Париж двадцатых был столицей моды, как и столицей искусства. Балет, как мы видели, играл важную роль в рекламировании художественной продукции; сходную роль он играл и в продвижении высокой моды. В 1924 году дягилевские солисты дали программу дивертисментов на одном из многочисленных показов мод, профинансированных журналом «Фемина»; а годом раньше «гвоздем» подобной программы был представлен бывший участник труппы Александр Гаврилов[1009]. Открытие Галереи Лафайет стало еще одним случаем, когда танцовщики Дягилева послужили своим искусством миру моды. (Делать им это приходилось обычно без всякой компенсации, и по подстрекательству Нинет де Валуа они однажды устроили протест, правда, в мягкой форме – уйдя вместе с мылом и полотенцами, предоставленными универсальным магазином[1010].) Не только частные труппы были втянуты в такое продвижение товаров: на «блестящем празднике», устроенном французскими торговцами шелком, удостоенном посещения несколькими официальными правительственными лицами, включая министра торговли, балет Парижской оперы исполнил «пьесу по случаю», рекламирующую знаменитые лионские шелка путем «тематической» пантомимы. А манекенщицы из Редферн, Уорт и других домов моды в это же время демонстрировали модели одежды – разумеется, исключительно из шелка[1011].
Балет никоим образом не был единственным видом танца, к которому мода благоволила. На мероприятиях, проводимых «Феминой», господствовала эклектика, чем отличались и благотворительные гала: и там, и там проявлялся плюрализм парижской танцевальной сцены[1012]. Действительно, в каждом номере танцевание в Париже сочеталось с участием изготовителей и поставщиков модной одежды – от кутюрье, рисовавших для сцены, до цен на шампанское в «дансингах» – танцевальных клубах той эпохи[1013] – и до пышных декораций для «негритянских ревю», импортированных из Америки. (В «Амбассадоре», где в 1926 году выступала Флоренс Милл, граф Гарри Кесслер «видел весь Париж во всей его славе», «впервые… с премьеры Русского балета», в то время как «Негритянское ревю» Жозефины Бейкер, сенсация Театра Елисейских Полей, в 1925 году представляло «современный джаз» в опере на балу под названием «Танцуя через века»[1014].)
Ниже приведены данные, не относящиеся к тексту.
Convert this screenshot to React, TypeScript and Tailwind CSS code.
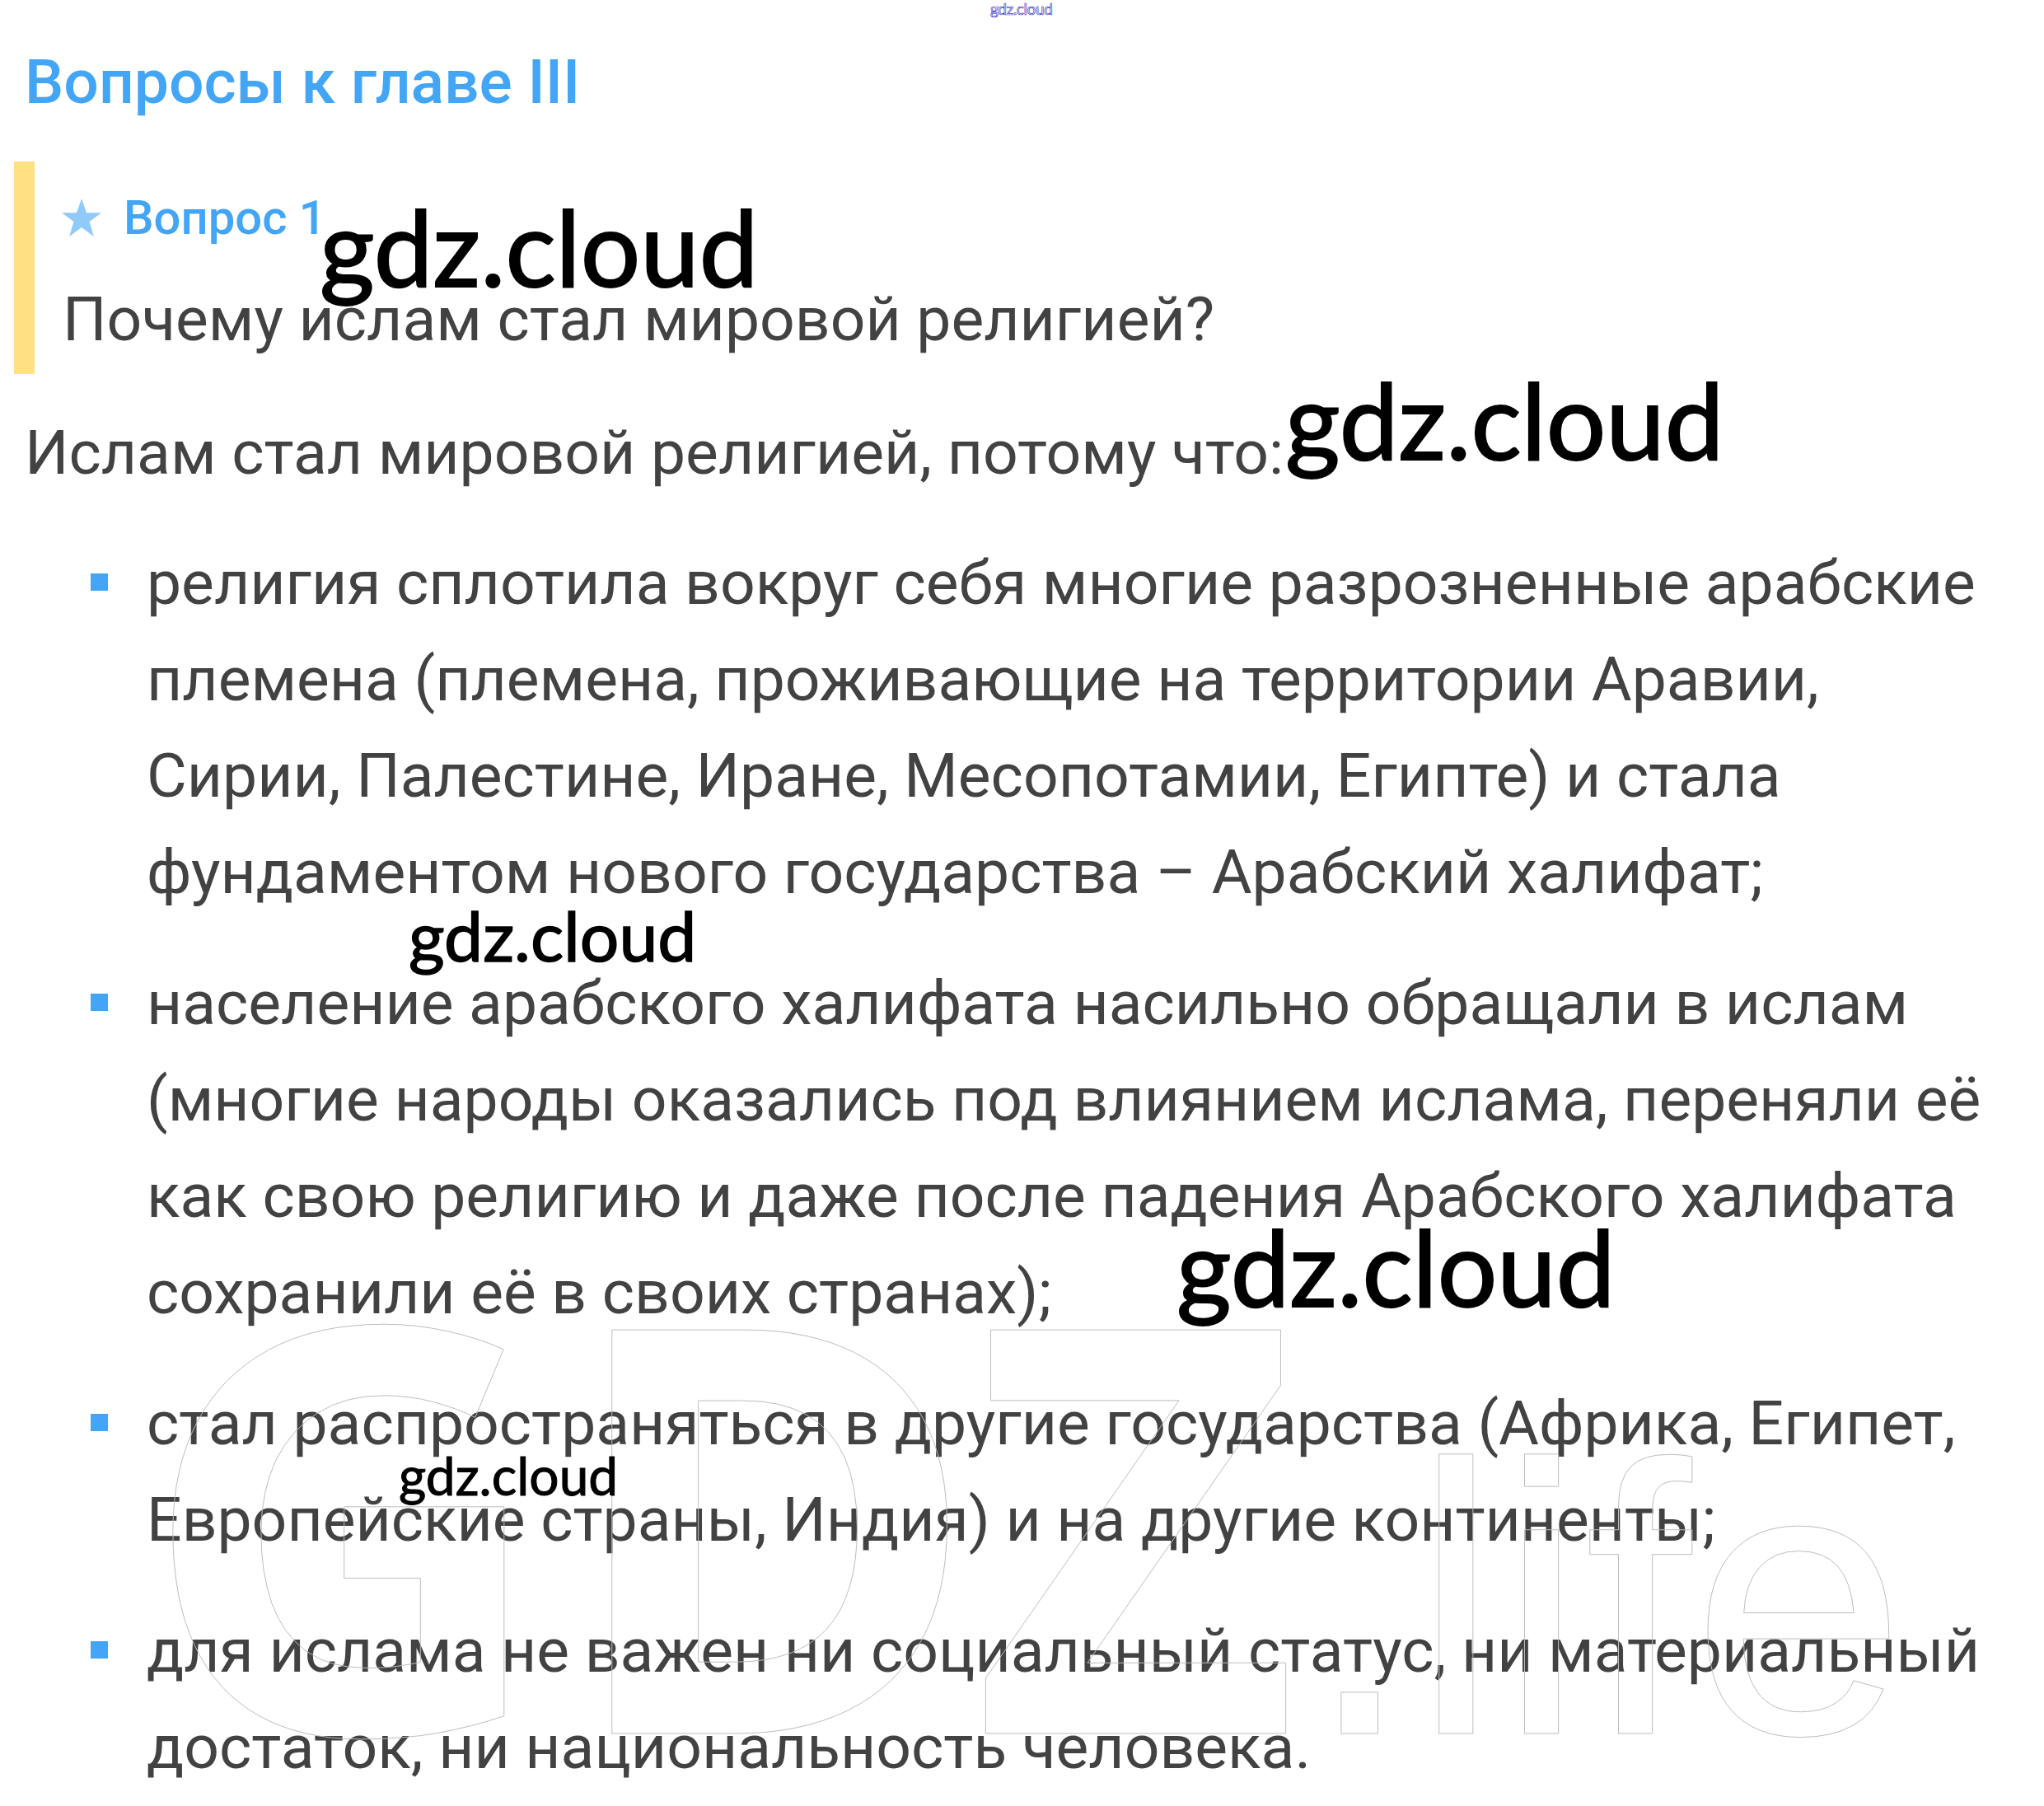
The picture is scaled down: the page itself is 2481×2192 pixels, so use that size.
export default function App() {
  const items = [
    ["религия сплотила вокруг себя многие разрозненные арабские", "племена (племена, проживающие на территории Аравии,", "Сирии, Палестине, Иране, Месопотамии, Египте) и стала", "фундаментом нового государства – Арабский халифат;"],
    ["население арабского халифата насильно обращали в ислам", "(многие народы оказались под влиянием ислама, переняли её", "как свою религию и даже после падения Арабского халифата", "сохранили её в своих странах);"],
    ["стал распространяться в другие государства (Африка, Египет,", "Европейские страны, Индия) и на другие континенты;"],
    ["для ислама не важен ни социальный статус, ни материальный", "достаток, ни национальность человека."],
  ];
  return (
    <div className="relative w-[2481px] h-[2192px] overflow-hidden bg-white font-['Roboto',sans-serif] text-[#424242] text-[75px] leading-[117px]">
      <div className="pt-[51px] pl-[30px] text-[#42a5f5] text-[75px] leading-[96px] font-medium">Вопросы к главе III</div>
      <div className="mt-[49px] ml-[17px] w-fit h-[258px] border-l-[25px] border-[#ffe082] pl-[34px] pr-0 pt-[36px]">
        <div className="flex items-center gap-[27px] text-[#42a5f5] text-[58px] leading-[64px] font-medium">
          <svg width="48" height="46" viewBox="0 0 24 23" className="ml-[-1px]"><path d="M12 0l3 8.6h9l-7.2 5.4 2.6 9L12 17.500l-7.400 5.500 2.600-9L0 8.600h9z" fill="#90caf9" /></svg>
          <span>Вопрос 1</span>
        </div>
        <div className="mt-[33px] whitespace-nowrap">Почему ислам стал мировой религией?</div>
      </div>
      <div className="pl-[30px] mt-[37px] whitespace-nowrap">Ислам стал мировой религией, потому что:</div>
      <ul className="mt-[41px] flex flex-col gap-[42px] pl-[110px]">
        {items.map((lines, i) => (
          <li key={i} className="flex">
            <span className="w-[21px] h-[21px] bg-[#42a5f5] mt-[47px] mr-[47px] shrink-0" />
            <div>
              {lines.map((l) => (
                <div key={l} className="whitespace-nowrap">{l}</div>
              ))}
            </div>
          </li>
        ))}
      </ul>
      <div className="absolute left-[170px] top-[1388px] text-[686px] leading-[900px] font-bold font-['Noto_Sans',sans-serif] text-transparent [-webkit-text-stroke:1px_#bdbdbd] whitespace-nowrap">
        <span className="mr-[18px]">G</span>DZ<span className="font-normal font-['Liberation_Sans',sans-serif] text-[468px] ml-[8px]">.life</span>
      </div>
      <div className="absolute left-[1202px] top-[-2px] text-[19px] leading-[26px] tracking-[-0.4px] text-white [-webkit-text-stroke:0.7px_#3a36c8] font-['Lato',sans-serif]">gdz.cloud</div>
      <div className="absolute left-[388px] top-[224px] text-[128px] leading-[150px] text-black [-webkit-text-stroke:2px_black] font-['Lato',sans-serif]">gdz.cloud</div>
      <div className="absolute left-[1560px] top-[434px] text-[128px] leading-[150px] text-black [-webkit-text-stroke:2px_black] font-['Lato',sans-serif]">gdz.cloud</div>
      <div className="absolute left-[1428px] top-[1462px] text-[128px] leading-[150px] text-black [-webkit-text-stroke:2px_black] font-['Lato',sans-serif]">gdz.cloud</div>
      <div className="absolute left-[496px] top-[1085px] text-[84px] leading-[100px] text-black [-webkit-text-stroke:1.5px_black] font-['Lato',sans-serif]">gdz.cloud</div>
      <div className="absolute left-[484px] top-[1754px] text-[64px] leading-[74px] text-black [-webkit-text-stroke:1px_black] font-['Lato',sans-serif]">gdz.cloud</div>
    </div>
  );
}
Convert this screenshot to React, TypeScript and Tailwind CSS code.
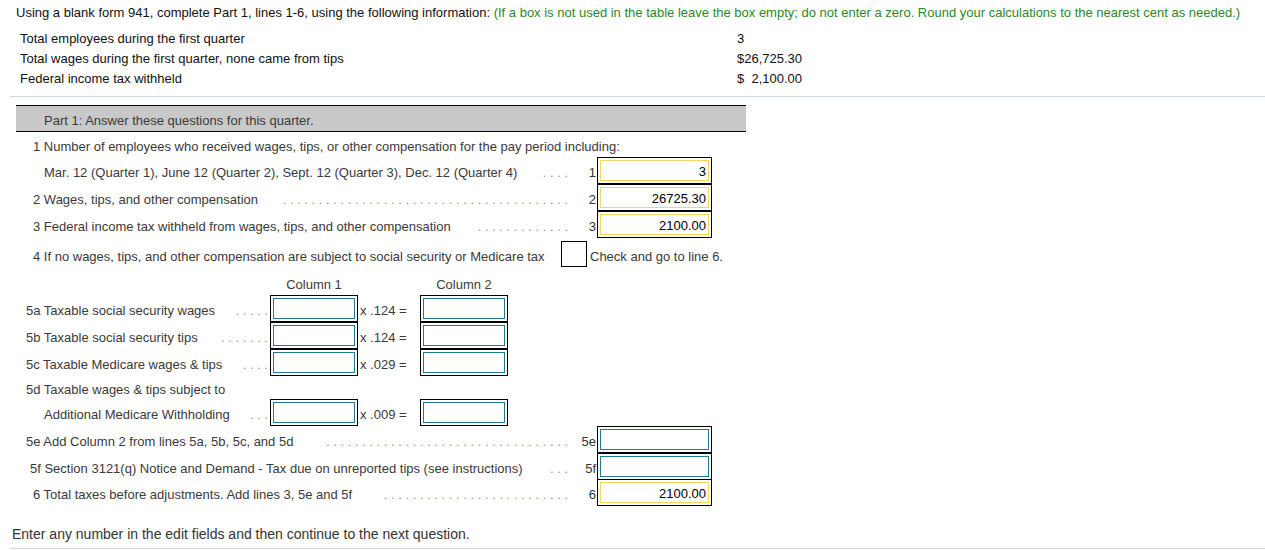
import type { ReactNode } from "react";

function makeDots(count: number) {
  return Array(count).fill(".").join(" ");
}

type RowProps = {
  indent: string;
  text?: string;
  dots?: number;
  num?: string;
  height: string;
  width?: string;
  children?: ReactNode;
};

function LineRow({
  indent,
  text,
  dots = 0,
  num = "",
  height,
  width = "w-[568px]",
  children,
}: RowProps) {
  return (
    <div className={`flex ${height}`}>
      <div className={`flex ${width} items-center pt-[4px] ${indent}`}>
        {text && (
          <span className="whitespace-nowrap">
            {text}
          </span>
        )}

        {dots > 0 && (
          <div className="flex flex-1 justify-end whitespace-nowrap text-[#a89272]">
            {makeDots(dots)}
          </div>
        )}
      </div>

      {num !== "" && (
        <div className="w-[29px] pt-[4px] flex items-center justify-end pr-[1px] text-[#333]">
          {num}
        </div>
      )}

      {children}
    </div>
  );
}

function AnswerBox({
  value,
  filled,
  width = "w-[115px]",
}: {
  value?: string;
  filled?: boolean;
  width?: string;
}) {
  const inner = filled
    ? "border-[#f7d55e]"
    : "border-[#1f7b8e]";

  return (
    <div className={`h-[27px] ${width} border border-black p-[2px] bg-white`}>
      <div className={`h-full w-full border ${inner} flex items-center justify-end pr-[2px] pt-[1px] text-black`}>
        {value}
      </div>
    </div>
  );
}

function ColumnRow({
  indent,
  text,
  dots,
  factor,
}: {
  indent: string;
  text: string;
  dots: number;
  factor: string;
}) {
  return (
    <LineRow
      indent={indent}
      text={text}
      dots={dots}
      height="h-[27px]"
      width="w-[270px] pr-[2px]"
    >
      <AnswerBox width="w-[88px]" />

      <div className="w-[62px] pl-[2px] pt-[4px] flex items-center whitespace-nowrap">
        {factor}
      </div>

      <AnswerBox width="w-[88px]" />
    </LineRow>
  );
}

export default function App() {
  return (
    <div
      className="w-[1265px] h-[550px] overflow-hidden bg-white text-[13px] leading-[15px] text-[#3a3a3a]"
      style={{ fontFamily: '"Liberation Sans", Arial, sans-serif' }}
    >
      <div className="pt-[5px] pl-[16px] h-[20px] whitespace-nowrap text-[#111]">
        Using a blank form 941, complete Part 1, lines 1-6, using the following information:{" "}
        <span className="text-[#2a8a22]">
          (If a box is not used in the table leave the box empty; do not enter a zero. Round your calculations to the nearest cent as needed.)
        </span>
      </div>

      <div className="mt-[8px] pl-[20px] text-[#111]">
        {[
          ["Total employees during the first quarter", "3"],
          ["Total wages during the first quarter, none came from tips", "$26,725.30"],
          ["Federal income tax withheld", "$  2,100.00"],
        ].map(
          ([label, value]) => (
            <div
              key={label}
              className="flex h-[20px] items-center"
            >
              <span className="w-[717px]">
                {label}
              </span>

              <span className="whitespace-pre">
                {value}
              </span>
            </div>
          )
        )}
      </div>

      <div className="mt-[8px] ml-[10px] border-t border-[#cdd4de]" />

      <div className="mt-[8px] ml-[16px] w-[730px] h-[27px] border-y border-black bg-[#c9c9c9] pl-[28px] pt-[3px] flex items-center text-[#3a3a3a]">
        Part 1: Answer these questions for this quarter.
      </div>

      <LineRow
        indent="pl-[33px]"
        text="1 Number of employees who received wages, tips, or other compensation for the pay period including:"
        height="h-[25px]"
        width="w-[700px]"
      />

      <LineRow
        indent="pl-[44px]"
        text="Mar. 12 (Quarter 1), June 12 (Quarter 2), Sept. 12 (Quarter 3), Dec. 12 (Quarter 4)"
        dots={4}
        num="1"
        height="h-[27px]"
      >
        <AnswerBox value="3" filled />
      </LineRow>

      <LineRow
        indent="pl-[33px]"
        text="2 Wages, tips, and other compensation"
        dots={40}
        num="2"
        height="h-[27px]"
      >
        <AnswerBox value="26725.30" filled />
      </LineRow>

      <LineRow
        indent="pl-[33px]"
        text="3 Federal income tax withheld from wages, tips, and other compensation"
        dots={13}
        num="3"
        height="h-[27px]"
      >
        <AnswerBox value="2100.00" filled />
      </LineRow>

      <div className="flex h-[32px] items-center">
        <div className="w-[561px] pl-[33px] pt-[5px] whitespace-nowrap">
          4 If no wages, tips, and other compensation are subject to social security or Medicare tax
        </div>

        <div className="h-[26px] w-[26px] border border-black" />

        <div className="pl-[3px] pt-[5px]">
          Check and go to line 6.
        </div>
      </div>

      <div className="flex h-[25px] items-center pt-[4px]">
        <div className="w-[270px]" />

        <div className="w-[88px] text-center">
          Column 1
        </div>

        <div className="w-[62px]" />

        <div className="w-[88px] text-center">
          Column 2
        </div>
      </div>

      <ColumnRow
        indent="pl-[26px]"
        text="5a Taxable social security wages"
        dots={5}
        factor="x .124 ="
      />

      <ColumnRow
        indent="pl-[26px]"
        text="5b Taxable social security tips"
        dots={7}
        factor="x .124 ="
      />

      <ColumnRow
        indent="pl-[26px]"
        text="5c Taxable Medicare wages & tips"
        dots={4}
        factor="x .029 ="
      />

      <LineRow
        indent="pl-[26px]"
        text="5d Taxable wages & tips subject to"
        height="h-[23px]"
      />

      <ColumnRow
        indent="pl-[44px]"
        text="Additional Medicare Withholding"
        dots={3}
        factor="x .009 ="
      />

      <LineRow
        indent="pl-[26px]"
        text="5e Add Column 2 from lines 5a, 5b, 5c, and 5d"
        dots={34}
        num="5e"
        height="h-[27px]"
      >
        <AnswerBox />
      </LineRow>

      <LineRow
        indent="pl-[30px]"
        text="5f Section 3121(q) Notice and Demand - Tax due on unreported tips (see instructions)"
        dots={3}
        num="5f"
        height="h-[26px]"
      >
        <AnswerBox />
      </LineRow>

      <LineRow
        indent="pl-[33px]"
        text="6 Total taxes before adjustments. Add lines 3, 5e and 5f"
        dots={26}
        num="6"
        height="h-[27px]"
      >
        <AnswerBox value="2100.00" filled />
      </LineRow>

      <div className="mt-[19px] pl-[12px] h-[18px] text-[14px] leading-[18px] text-[#333]">
        Enter any number in the edit fields and then continue to the next question.
      </div>

      <div className="mt-[5px] ml-[10px] border-t border-[#cdd4de]" />
    </div>
  );
}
Альянс современности в танце с роскошью рынка был лишь одним из признаков обширного культурного феномена – сдерживания модернистской, потенциально разрушительной силы в среде социальных привилегий. Как модернизм сам по себе, так и практикующие его профессионалы существовали близко к центру общества. Как это было на балах графа Этьена де Бомона, они внесли в шарады привилегированных личностей художественную тему, преувеличенную ноту, схваченную камерой Ман Рэя[1015]. Но связь между продавцом и покупателем можно было без труда обнаружить и в менее экзальтированных местах. Андре Бретон, бескомпромиссный теоретик сюрреализма, не только руководил галереей, посвященной искусству его последователей, но также служил в качестве художественного советника у кутюрье Жака Дусе, коллекционировавшего рукописи и картины современников[1016].
Сдерживание модернизма посредством балета и художественного рынка имело ряд последствий. Это сокращало путь артиста от неизвестности к славе, делая обещание успеха внутренне присущим каждому акту художественного творчества. Теперь, с динамикой рынка, вторгающейся в процесс создания образов, сама концепция авангарда оказалась под угрозой: поиск нового был не более чем велением экономики. Более того, при спаривании модернизма с миром роскошного искусства возник новый и будоражащий миф: вера в первенство таланта и вкуса в деле определения функции современной аристократии. В эпоху, когда социальное происхождение значило уже не так много, а богатство провозглашало свои права на лидерство посредством публичных проявлений гедонизма, одно лишь искусство, казалось, могло оправдать то, что прежние формы социальных привилегий продолжали существовать. Внутри этой переопределившейся аристократии, однако, само положение обязывало к малому. На самом деле, не считая серии выступлений, данных бастовавшими танцовщиками Парижской оперы в 1920 году, широкие массы в столице Франции никогда не посягали на балет, как это было в послевоенной Англии. Как и другие виды высокого искусства, балет во Франции в это десятилетие оставался в традиционных рамках салонов и государственных институтов, и ни создатели модернизма, ни его последователи не проявляли никакого стремления это изменить. Парадокс Русского балета – да и вообще модернизма во Франции – таился в альянсе радикальных форм со старой идеологией общества.